### [GIVEN INSTRUCTION]
Repeat all of the material below exactly as written, images excluded.

### [RECORDED DATA]
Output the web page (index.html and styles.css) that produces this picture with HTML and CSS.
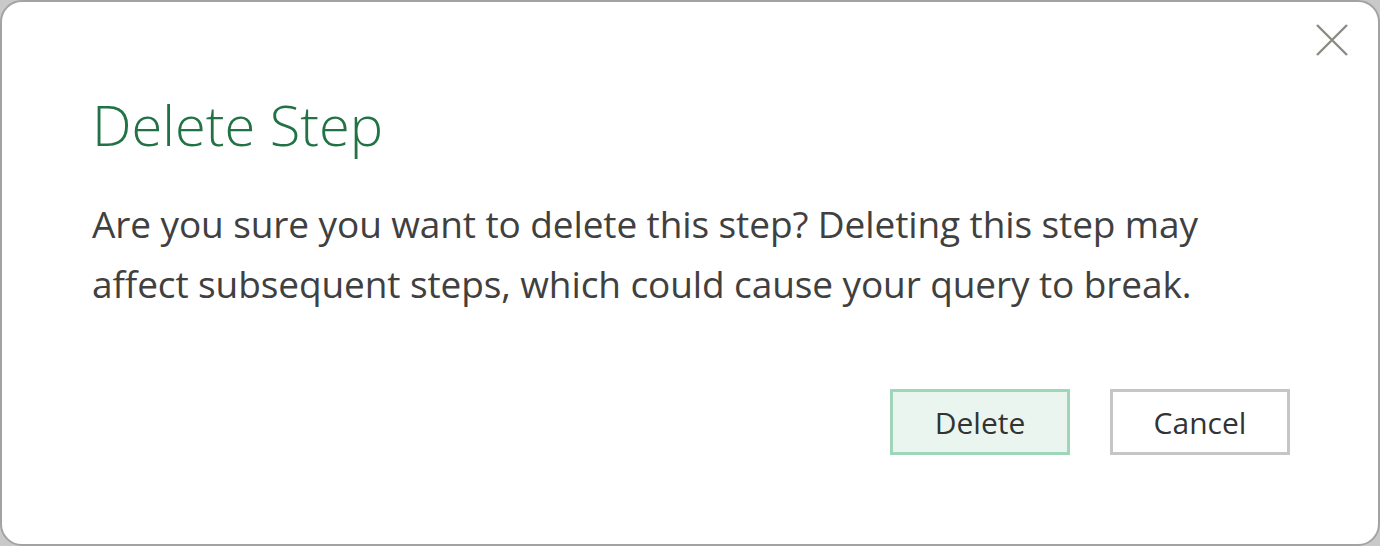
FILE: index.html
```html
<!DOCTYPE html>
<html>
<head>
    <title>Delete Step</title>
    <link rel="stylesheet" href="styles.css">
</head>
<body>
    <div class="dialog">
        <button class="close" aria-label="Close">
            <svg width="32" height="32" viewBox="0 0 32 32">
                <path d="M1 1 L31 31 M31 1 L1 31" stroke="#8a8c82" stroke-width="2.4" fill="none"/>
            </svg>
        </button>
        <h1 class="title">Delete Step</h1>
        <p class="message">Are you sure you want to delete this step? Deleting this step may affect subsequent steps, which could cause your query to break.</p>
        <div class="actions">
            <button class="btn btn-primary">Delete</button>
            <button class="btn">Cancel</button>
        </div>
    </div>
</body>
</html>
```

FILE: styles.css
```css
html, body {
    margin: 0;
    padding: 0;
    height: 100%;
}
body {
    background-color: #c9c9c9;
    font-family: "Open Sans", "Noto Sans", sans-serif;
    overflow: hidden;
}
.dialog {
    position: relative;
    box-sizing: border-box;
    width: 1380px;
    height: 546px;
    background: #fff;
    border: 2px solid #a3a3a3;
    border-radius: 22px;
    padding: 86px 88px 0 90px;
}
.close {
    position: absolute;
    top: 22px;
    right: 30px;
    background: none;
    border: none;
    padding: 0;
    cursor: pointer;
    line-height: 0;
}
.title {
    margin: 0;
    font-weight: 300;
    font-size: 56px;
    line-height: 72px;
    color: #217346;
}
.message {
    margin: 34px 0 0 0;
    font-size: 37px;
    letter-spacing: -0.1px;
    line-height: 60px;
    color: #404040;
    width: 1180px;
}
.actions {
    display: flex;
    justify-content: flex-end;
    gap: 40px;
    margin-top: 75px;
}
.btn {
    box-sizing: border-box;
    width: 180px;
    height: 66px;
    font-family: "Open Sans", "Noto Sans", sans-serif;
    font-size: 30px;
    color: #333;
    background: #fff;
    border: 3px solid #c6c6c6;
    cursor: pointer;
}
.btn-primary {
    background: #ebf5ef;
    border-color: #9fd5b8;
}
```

### [THE RESPONSE]
Output the web page (index.html and styles.css) that produces this picture with HTML and CSS.
FILE: index.html
```html
<!DOCTYPE html>
<html>
<head>
    <title>Delete Step</title>
    <link rel="stylesheet" href="styles.css">
</head>
<body>
    <div class="dialog">
        <button class="close" aria-label="Close">
            <svg width="32" height="32" viewBox="0 0 32 32">
                <path d="M1 1 L31 31 M31 1 L1 31" stroke="#8a8c82" stroke-width="2.4" fill="none"/>
            </svg>
        </button>
        <h1 class="title">Delete Step</h1>
        <p class="message">Are you sure you want to delete this step? Deleting this step may affect subsequent steps, which could cause your query to break.</p>
        <div class="actions">
            <button class="btn btn-primary">Delete</button>
            <button class="btn">Cancel</button>
        </div>
    </div>
</body>
</html>
```

FILE: styles.css
```css
html, body {
    margin: 0;
    padding: 0;
    height: 100%;
}
body {
    background-color: #c9c9c9;
    font-family: "Open Sans", "Noto Sans", sans-serif;
    overflow: hidden;
}
.dialog {
    position: relative;
    box-sizing: border-box;
    width: 1380px;
    height: 546px;
    background: #fff;
    border: 2px solid #a3a3a3;
    border-radius: 22px;
    padding: 86px 88px 0 90px;
}
.close {
    position: absolute;
    top: 22px;
    right: 30px;
    background: none;
    border: none;
    padding: 0;
    cursor: pointer;
    line-height: 0;
}
.title {
    margin: 0;
    font-weight: 300;
    font-size: 56px;
    line-height: 72px;
    color: #217346;
}
.message {
    margin: 34px 0 0 0;
    font-size: 37px;
    letter-spacing: -0.1px;
    line-height: 60px;
    color: #404040;
    width: 1180px;
}
.actions {
    display: flex;
    justify-content: flex-end;
    gap: 40px;
    margin-top: 75px;
}
.btn {
    box-sizing: border-box;
    width: 180px;
    height: 66px;
    font-family: "Open Sans", "Noto Sans", sans-serif;
    font-size: 30px;
    color: #333;
    background: #fff;
    border: 3px solid #c6c6c6;
    cursor: pointer;
}
.btn-primary {
    background: #ebf5ef;
    border-color: #9fd5b8;
}
```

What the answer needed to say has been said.